- Born: 17 April 1949 Castleconnell, County Limerick, Ireland
- Died: 2 May 2024 (aged 75) Castleconnell, County Limerick, Ireland
- Paramilitaries: Official IRA (until 1972); Provisional IRA (from 1972);
- Unit: Balcombe Street gang
- Conflict: The Troubles

= Edward Butler (Irish republican) =

Irish republican soldier

Edward Butler (17 April 1949 – 2 May 2024) was a former member of both the Official Irish Republican Army and the Provisional Irish Republican Army (IRA). He was part of different IRA units based in Ireland and then England. Butler and three others were called the "Balcombe Street Gang" or the "Balcombe Street Four" by news media during a five-day siege in the street of that name near Marylebone station, London. He and his co-accused were gaoled for seven murders plus other charges.

==Biography==
He was one of seven children. His mother was from Castleconnell, County Limerick – where he grew up – and his father from Carrick-on-Suir, County Tipperary. His father had been a private in the Irish defence forces. The family lived in a cottage in Castleconnell. Butler became a labourer, working for the old Limerick County Council. He was inspired by the civil rights marches in the late sixties. He sold republican newspapers outside the local church, St. Joseph's. After joining the Official IRA, he left to join the Provisionals when the former announced a ceasefire in 1972. He spent time with a border unit in Ireland and left his home area about a year before he was caught in London.

The high number of attacks by the Provisional IRA in England had exercised British police forces. Spanning 14 months, there were 40 explosions and 35 people killed. Operation Comb had been instigated, involving approximately a thousand plain-clothes detectives deployed to observe London's streets.
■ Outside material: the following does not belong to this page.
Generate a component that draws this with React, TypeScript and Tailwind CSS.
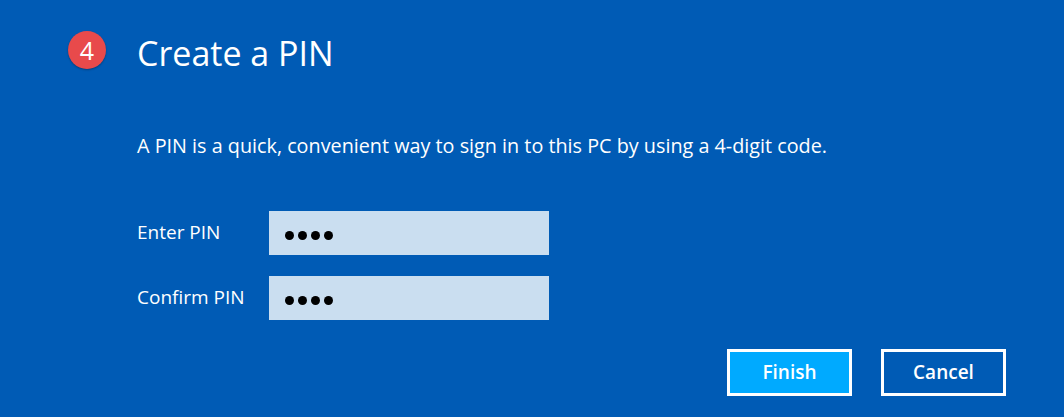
export default function App() {
  const rows = [
    { label: "Enter PIN" },
    { label: "Confirm PIN" },
  ];

  return (
    <div
      className="w-[1064px] h-[417px] bg-[#005bb5] text-white flex flex-col"
      style={{ fontFamily: '"Open Sans", "Noto Sans", sans-serif' }}
    >
      <div className="flex items-center h-[100px] pl-[68px]">
        <div className="w-[38px] h-[38px] rounded-full bg-[#e84a4b] flex items-center justify-center text-[25px] leading-none shadow-[0_1px_2px_rgba(0,0,0,0.3)]">
          4
        </div>
        <h1 className="ml-[31px] text-[34px] font-normal leading-none mt-[6px]">
          Create a PIN
        </h1>
      </div>

      <p className="pl-[137px] mt-[36px] text-[19.8px] leading-[20px]">
        A PIN is a quick, convenient way to sign in to this PC by using a 4-digit code.
      </p>

      <div className="flex flex-col gap-[21px] mt-[55px] pl-[137px]">
        {rows.map((r) => (
          <div key={r.label} className="flex items-center">
            <span className="w-[132px] text-[19px] -mt-[2px]">{r.label}</span>
            <div className="w-[280px] h-[44px] bg-[#cadef0] flex items-center pl-[16px] pt-[4px] gap-[4px]">
              {[0, 1, 2, 3].map((i) => (
                <span key={i} className="w-[9px] h-[9px] rounded-full bg-black" />
              ))}
            </div>
          </div>
        ))}
      </div>

      <div className="flex justify-end gap-[29px] pr-[58px] mt-[29px]">
        <button className="w-[125px] h-[47px] border-[3px] border-white bg-[#00aaff] text-[19px] font-semibold">
          Finish
        </button>
        <button className="w-[125px] h-[47px] border-[3px] border-white bg-[#005bb5] text-[19px] font-semibold">
          Cancel
        </button>
      </div>
    </div>
  );
}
On 6 December 1975, officers working for the Metropolitan Police chased Butler, Joe O'Connell, Hugh Doherty and Harry Duggan by car through London's streets after they'd witnessed the group directing automatic fire into Scott's restaurant in Mayfair. They became trapped, forced their way into the home of Sheila and John Matthews at 22B Balcombe Street and kept the couple as hostages for five days. With constant media coverage and after food parcels from the balcony above, appeals and days of negotiations, the four surrendered, staggering their exit between the release of their hostages.

Butler and the three others were convicted of the murders of Roger Goad, Gordon Hamilton Fairley, Robert Anthony Lloyd, Graham Ronald Tuck, Audrey Edgson and John Francis Bately – all killed by bombs – and Ross McWhirter – shot at his home. On 10 February 1977, Judge Joseph Cantley sentenced the four to 47 life terms, recommending 30-year terms of imprisonment. There was a claim that Butler and colleagues were an SAS-style, highly trained and independent unit, unknown to the local Republican community, referred to as "the most violent, ruthless and highly-trained unit ever sent to Britain by the Provisional IRA."

In May 1998, after 23 years in British prisons, Butler was moved from England to Portlaoise Prison, a few days later spending time celebrated with his gaoled colleagues at Sinn Féins Ard fheis, before returning to Portlaise. He was released the following April, just before his 50th birthday, under the terms of the Good Friday Agreement. Archives were released in 2009 indicating a collection of planned targets for attack; a list of human targets – seen by Prime Minister Harold Wilson – was withheld.

Butler died on 2 May 2024 in Castleconnell.